Self-efficacy, part of Bandura's social cognitive theory, refers to the belief that one is able to accomplish the task at hand. Similar to the findings of goal theory, Bandura's work suggests that individuals who do not believe that they will be successful, those who have low efficacy as it relates to the task at hand, will avoid such task rather than confront their perceived certainty of failure. More precisely, Bandura states

Self-efficacy judgments, whether accurate or faulty, influence choice of activities and environmental settings. People avoid activities that they believe exceed their coping capabilities, but they undertake and perform assuredly those that they judge themselves capable of managing (Bandura, 1982, p. 123)

These areas of motivational research suggest that the vast majority of teachers, those who are not mastery oriented or who are not supremely efficacious in their pedagogical ability, are likely to look for other avenues to satisfy whatever professional growth aspirations remain after confronting OTES.


There are bad teachers, and those that need support so that they might reach all of their students.

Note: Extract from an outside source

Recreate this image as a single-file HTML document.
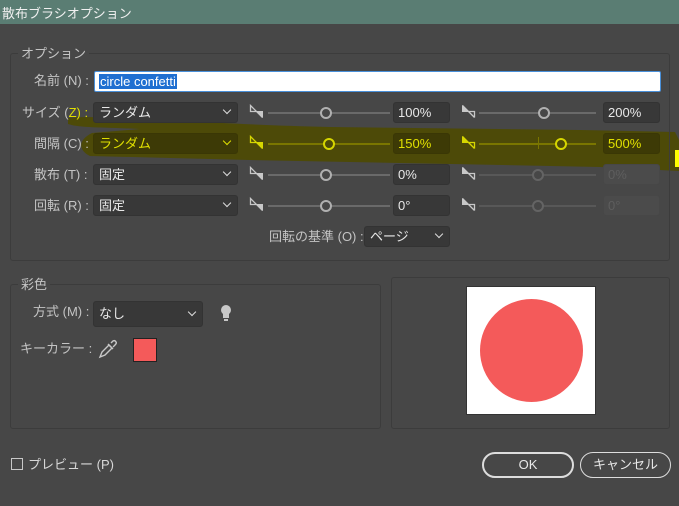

Raising the overall quality of instruction is an admirable goal. However, policy makers have overcompensated for their belief that the vast majority of Ohio's teachers are negligent, creating an evaluation tool that is dishonest, not fully supported by academic research, and, in some cases, unrealistic in its expectations.

Administrators have their work cut out for them if they hope to use OTES as a vehicle for professional growth. Teachers will be confronted with a rubric couched in language seemingly chosen to degrade the level of effectiveness attained. Some administrators have suggested that teachers are "just going to have to forget about the Accomplished level, and be content with Proficient". I don't think that will work.